* [The task]:
Scan the entries and tally the lines that include the string "this". Reply with the figure alone.

* [The input]:
## START

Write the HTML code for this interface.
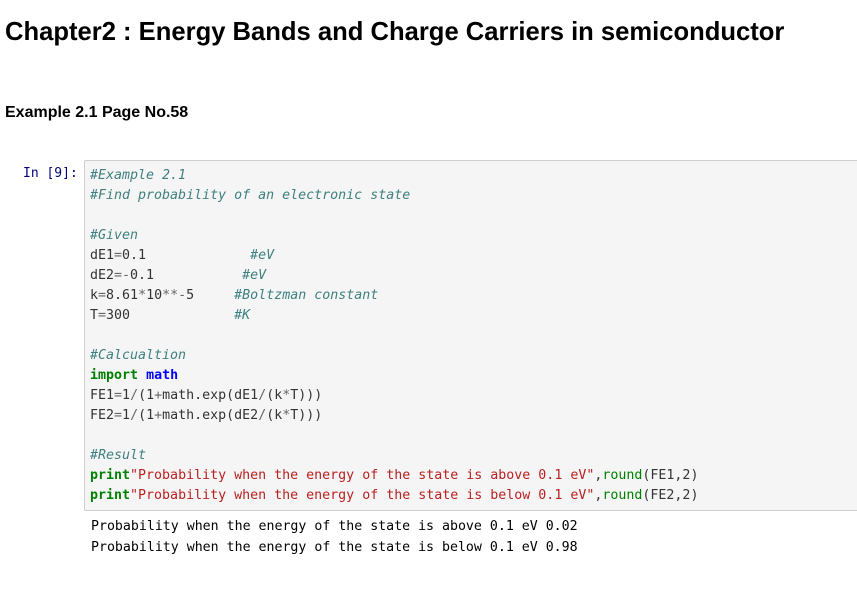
<!DOCTYPE html>
<html><head><style>
body{margin:0;background:#fff;width:857px;height:592px;overflow:hidden;font-family:"Liberation Sans",sans-serif;}
h1{position:absolute;left:5px;top:18px;margin:0;font-size:25.6px;font-weight:bold;color:#000;}
h4{position:absolute;left:5px;top:104px;margin:0;font-size:16px;font-weight:bold;color:#000;}
.prompt{position:absolute;left:23px;top:166px;font-family:"DejaVu Sans Mono",monospace;font-size:13px;color:#000080;}
.cell{position:absolute;left:84px;top:160px;width:790px;height:351px;background:#f5f5f5;border:1px solid #cfcfcf;border-radius:2px;box-sizing:border-box;}
pre{margin:0;font-family:"DejaVu Sans Mono",monospace;line-height:20px;}
.code{position:absolute;left:90px;top:166px;color:#333;font-size:13.3px;}
.out{position:absolute;left:91px;top:516px;line-height:21px;color:#000;font-size:13.25px;}
.c{color:#408080;font-style:italic}
.k{color:#008000;font-weight:bold}
.n{color:#0000ff;font-weight:bold}
.s{color:#ba2121}
.b{color:#008000}
.o{color:#666}
</style></head><body>
<h1>Chapter2 : Energy Bands and Charge Carriers in semiconductor</h1>
<h4>Example 2.1 Page No.58</h4>
<div class="prompt">In [9]:</div>
<div class="cell"></div>
<pre class="code"><span class="c">#Example 2.1</span>
<span class="c">#Find probability of an electronic state</span>

<span class="c">#Given</span>
dE1<span class="o">=</span>0.1             <span class="c">#eV</span>
dE2<span class="o">=-</span>0.1           <span class="c">#eV</span>
k<span class="o">=</span>8.61<span class="o">*</span>10<span class="o">**-</span>5     <span class="c">#Boltzman constant</span>
T<span class="o">=</span>300             <span class="c">#K</span>

<span class="c">#Calcualtion</span>
<span class="k">import</span> <span class="n">math</span>
FE1<span class="o">=</span>1<span class="o">/</span>(1<span class="o">+</span>math.exp(dE1<span class="o">/</span>(k<span class="o">*</span>T)))
FE2<span class="o">=</span>1<span class="o">/</span>(1<span class="o">+</span>math.exp(dE2<span class="o">/</span>(k<span class="o">*</span>T)))

<span class="c">#Result</span>
<span class="k">print</span><span class="s">"Probability when the energy of the state is above 0.1 eV"</span>,<span class="b">round</span>(FE1,2)
<span class="k">print</span><span class="s">"Probability when the energy of the state is below 0.1 eV"</span>,<span class="b">round</span>(FE2,2)</pre>
<pre class="out">Probability when the energy of the state is above 0.1 eV 0.02
Probability when the energy of the state is below 0.1 eV 0.98</pre>
</body></html>
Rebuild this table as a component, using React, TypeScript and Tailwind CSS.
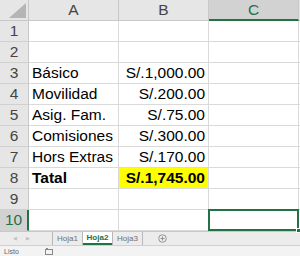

## END

* [Problem solution]:
2